Balancing a need for fuels with changing public perception requires taking communities on a pragmatic journey. Refineries are experienced in engaging with local stakeholders and, that communication needs to evolve, as the industry transitions to a clean greener format.

While refinery projects are expensive, on a per ton of product basis they are extremely economical due to scale and decades of design practices and standards. Today’s most modern refineries employ expensive, high-pressure processes (e.g. hydrotreating and hydrocracking) to produce clean fuels. Refinery standards for hydrotreating or the handling of feedstock are tailored to the process hazards associated with refinery operations; they’re best placed to handle high hazard process units to produce fuels, e.g. hydrogen.

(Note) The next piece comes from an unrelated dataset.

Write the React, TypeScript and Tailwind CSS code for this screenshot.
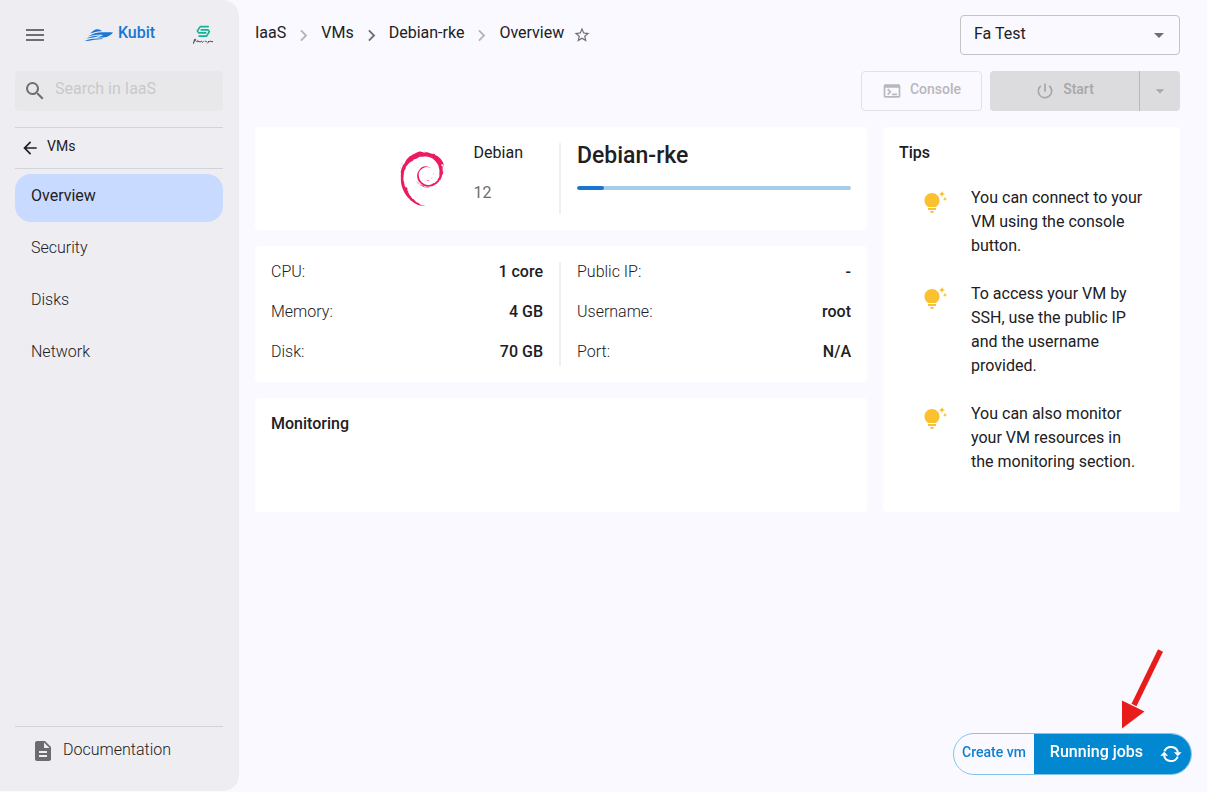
import type { ReactNode } from "react";
import {
  MdArrowBack,
  MdArrowDropDown,
  MdChevronRight,
  MdDescription,
  MdMenu,
  MdOutlineTerminal,
  MdPowerSettingsNew,
  MdSearch,
  MdStarBorder,
  MdTipsAndUpdates,
} from "react-icons/md";
import { SiDebian } from "react-icons/si";

const navItems = ["Overview", "Security", "Disks", "Network"];

const crumbs = ["IaaS", "VMs", "Debian-rke"];

const specs = [
  ["CPU:", "1 core"],
  ["Memory:", "4 GB"],
  ["Disk:", "70 GB"],
];

const access = [
  ["Public IP:", "-"],
  ["Username:", "root"],
  ["Port:", "N/A"],
];

const tips = [
  "You can connect to your VM using the console button.",
  "To access your VM by SSH, use the public IP and the username provided.",
  "You can also monitor your VM resources in the monitoring section.",
];

function BoatLogo() {
  return (
    <svg viewBox="0 0 30 14" className="h-[14px] w-[30px]" fill="#1976d2" aria-hidden="true">
      <path d="M6.200 5.600C8.300 3.600 10.500 1.800 12.600 1.300c2.200-.3 4 .4 5.300 1.900-3.600-.3-7.600.6-11.700 2.400z" />
      <path d="M3.600 8.600C8.500 5.600 13.500 4.100 19 4.200c3.300.1 6.700-.2 10 .2-2 2.500-4.700 4.200-8 4.900-2.900.5-5.600.2-8.200.4L19.500 6.900c-5.300-.5-10.600.1-15.900 1.700z" />
      <path d="M2.200 10.700c4-2 8.500-3 13.500-3.100-4.300 1.900-8.700 2.300-13.500 3.100z" />
      <path d="M.6 12.900c4.700-1.900 9-2.600 13.200-2.500 2 .1 3.800 0 5.400-.3-1.700 1.300-3.800 1.500-6 1.400-4.200.1-8 2-12.600 1.400z" />
    </svg>
  );
}

function PartnerLogo() {
  return (
    <svg viewBox="0 0 22 20" className="h-5 w-[22px]" fill="none" aria-hidden="true">
      <g stroke="#10b497" strokeWidth="1.600" strokeLinejoin="round" strokeLinecap="round">
        <path d="M16.300 1.600H8.200L5.400 5.800l1.200 2.100h7.200" />
        <path d="M9.200 4.900h6.900l1.200 1.900-2.700 4.300H7" />
      </g>
      <path
        d="M1.500 18.700l1-4.200c1.500-.8 2.100.9.200 1.500M4.400 16.800c1.200-1.600 1.500-.8 1.400.1 1-1.300 1.500-.2 2.200 0s1.200-1.200 1.800-.3 1.200.4 1.800-.2M12.800 16.400c.9-.5 1 .6 2 .2M15.400 18.300c.8-.6 1-1.400 1.200-2.200M17.300 16.600c1.200-1.100 1.600.3 3.700.1"
        stroke="#222"
        strokeWidth=".9"
      />
    </svg>
  );
}

function SyncIcon() {
  return (
    <svg viewBox="0 0 24 24" className="size-6" fill="none" aria-hidden="true">
      <path d="M5.300 9.400A7.200 7.200 0 0 1 19 10.500M18.700 14.600A7.200 7.200 0 0 1 5 13.500" stroke="white" strokeWidth="2" />
      <path d="M14.900 10.200h7.800l-3.900 4zM1.300 13.800h7.800l-3.900-4z" fill="white" />
    </svg>
  );
}

function Card({ children, className = "" }: { children: ReactNode; className?: string }) {
  return <section className={`rounded bg-white p-4 ${className}`}>{children}</section>;
}

function Facts({ rows, className }: { rows: string[][]; className: string }) {
  return (
    <dl className={`flex flex-col gap-4 ${className}`}>
      {rows.map(([label, value]) => (
        <div key={label} className="flex items-center justify-between pb-1 leading-5">
          <dt className="font-light">{label}</dt>
          <dd className="font-medium">{value}</dd>
        </div>
      ))}
    </dl>
  );
}

function Sidebar() {
  return (
    <aside className="mb-px flex w-[239px] shrink-0 flex-col rounded-r-2xl bg-[#eeedf2] pr-4 pl-[15px]">
      <header className="flex h-[70px] items-center justify-between pl-2">
        <button type="button" aria-label="Menu" className="text-[#6f6f72]">
          <MdMenu className="size-6" />
        </button>
        <a href="#" className="flex items-center gap-1 font-medium text-[#1976d2]">
          <BoatLogo />
          <span className="pb-1">Kubit</span>
        </a>
        <span className="pr-[9px]">
          <PartnerLogo />
        </span>
      </header>
      <label className="mt-px flex h-10 items-center gap-2 rounded bg-[#e8e8ea] pl-2 text-[#6f6f72]">
        <MdSearch className="size-6 shrink-0" />
        <input
          type="search"
          aria-label="Search"
          placeholder="Search in IaaS"
          className="w-full min-w-0 bg-transparent pb-1 outline-none placeholder:text-[#c9c9cc]"
        />
      </label>
      <a
        href="#"
        className="mt-4 flex h-[42px] items-center gap-[7px] border-y border-[#d3d3d7] pl-[5px] text-sm text-[#202023]"
      >
        <MdArrowBack className="size-5" />
        <span className="pb-1">VMs</span>
      </a>
      <nav className="mt-[5px] flex flex-col gap-1">
        {navItems.map((item) => (
          <a
            key={item}
            href="#"
            aria-current={item === "Overview" ? "page" : undefined}
            className={`flex h-12 items-center rounded-2xl px-4 pb-[5px] ${
              item === "Overview" ? "bg-[#c8daff] text-[#1f2023]" : "font-light text-[#202023]"
            }`}
          >
            {item}
          </a>
        ))}
      </nav>
      <a
        href="#"
        className="mt-auto flex h-[65px] items-start gap-2 border-t border-[#d3d3d7] pt-3 pl-4 font-light text-[#202023]"
      >
        <MdDescription className="size-6 text-[#6c6c6f]" />
        <span className="leading-[22px]">Documentation</span>
      </a>
    </aside>
  );
}

export default function App() {
  return (
    <div className="relative flex min-h-screen bg-[#faf9ff] font-[Roboto,sans-serif] text-base text-[#202023]">
      <Sidebar />
      <main className="min-w-0 flex-1 pr-[27px] pl-4">
        <div className="flex items-center justify-between pt-[15px]">
          <nav aria-label="Breadcrumb" className="flex items-center">
            {crumbs.map((crumb) => (
              <span key={crumb} className="flex items-center">
                <a href="#" className="pb-1">
                  {crumb}
                </a>
                <MdChevronRight
                  className={`mx-[6px] size-[23px] ${crumb === "VMs" ? "text-[#6f6f72]" : "text-[#b5b5b9]"}`}
                />
              </span>
            ))}
            <span className="pb-1">Overview</span>
            <button type="button" aria-label="Add to favourites" className="ml-[9px] text-[#6f6f72]">
              <MdStarBorder className="size-[18px]" />
            </button>
          </nav>
          <div className="relative">
            <select
              aria-label="Project"
              className="h-10 w-[220px] appearance-none rounded border border-[#c4c4c8] bg-transparent pr-8 pb-[2px] pl-[13px]"
            >
              <option>Fa Test</option>
            </select>
            <MdArrowDropDown className="pointer-events-none absolute top-2 right-[9px] size-6 text-[#6f6f72]" />
          </div>
        </div>

        <div className="mt-4 flex justify-end gap-2 text-sm font-medium">
          <button
            type="button"
            disabled
            className="flex h-10 items-center gap-2 rounded border border-[#e2e1e7] px-5 text-[#b8b7bc]"
          >
            <MdOutlineTerminal className="size-5" />
            <span className="pb-1">Console</span>
          </button>
          <div className="flex h-10 w-[190px] overflow-hidden rounded bg-[#dcdcde] text-[#a6a6a8]">
            <button type="button" disabled className="flex flex-1 items-center justify-center gap-2">
              <MdPowerSettingsNew className="size-5" />
              <span className="pb-1">Start</span>
            </button>
            <button
              type="button"
              disabled
              aria-label="More actions"
              className="flex w-[41px] items-center justify-center border-l border-[#b9b9bc]"
            >
              <MdArrowDropDown className="size-5" />
            </button>
          </div>
        </div>

        <div className="mt-4 grid grid-cols-[minmax(0,1fr)_297px] gap-4">
          <div className="flex flex-col gap-4">
            <Card className="grid grid-cols-2">
              <div className="flex justify-end gap-6 border-r-2 border-[#efeff0] pr-9">
                <SiDebian className="mt-2 size-[55px] text-[#ea1b61]" />
                <div className="flex flex-col gap-5 pb-[11px] leading-5">
                  <span>Debian</span>
                  <span className="text-[#6c6c6f]">12</span>
                </div>
              </div>
              <div className="pl-4">
                <h1 className="text-[23px] leading-[26px] font-medium">Debian-rke</h1>
                <div
                  role="progressbar"
                  aria-label="Progress"
                  aria-valuenow={10}
                  className="mt-[17px] h-1 overflow-hidden rounded-full bg-[#a6cdea]"
                >
                  <div className="h-full w-1/10 rounded-full bg-[#1976d2]" />
                </div>
              </div>
            </Card>
            <Card className="grid grid-cols-2">
              <Facts rows={specs} className="border-r-2 border-[#efeff0] pr-4" />
              <Facts rows={access} className="pl-4" />
            </Card>
            <Card className="min-h-[114px]">
              <h2 className="leading-5 font-medium">Monitoring</h2>
            </Card>
          </div>
          <Card>
            <h2 className="leading-5 font-medium">Tips</h2>
            <ul className="mt-[23px] flex flex-col gap-6 pl-6">
              {tips.map((tip) => (
                <li key={tip} className="flex gap-6">
                  <MdTipsAndUpdates className="mt-[5px] size-6 shrink-0 text-[#fbc02d]" />
                  <p className="max-w-[174px] leading-6">{tip}</p>
                </li>
              ))}
            </ul>
          </Card>
        </div>
      </main>

      <svg
        viewBox="0 0 46 82"
        className="pointer-events-none absolute right-[42px] bottom-[62px] h-[82px] w-[46px]"
        aria-hidden="true"
      >
        <path d="M41.500 2.500L15 57" stroke="#e91c1c" strokeWidth="5.500" />
        <path d="M3 80.500L3 52.500L25.500 63.500z" fill="#e91c1c" />
      </svg>
      <div className="fixed right-[15px] bottom-[17px] flex h-[42px] overflow-hidden rounded-full border border-[#83c4ea] bg-[#faf9ff] font-medium">
        <button type="button" className="pr-2 pb-1 pl-2 text-sm text-[#0f7fcf]">
          Create vm
        </button>
        <button type="button" className="flex items-center gap-4 bg-[#0288d1] pr-2 pl-4 text-white">
          <span className="pb-1">Running jobs</span>
          <SyncIcon />
        </button>
      </div>
    </div>
  );
}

However, all involved in low carbon projects should challenge the standards to be applied to lower hazard and more industrial processes to deliver more cost efficiently.

When to start?

If 2030 is the aspirational horizon for such low carbon projects, then project lifecycles (around six to seven years) need to begin now and industry can’t afford to wait. Refiners know how to project future requirements, source feedstocks, run higher hazard plants, and are well linked into the delivery chain of fuels and chemicals. By building in flexibility at the front end, a LCMUP refinery can remain economical in a world of variability across low carbon feedstocks.

The future of refineries is under pressure in the journey to Net Zero, but society still needs their expertise, products, and chemicals. The task of reassessing their role and adaptation to a decarbonising world, show their worth to industry, the workforce, and remain economically viable is not one to deliberate over.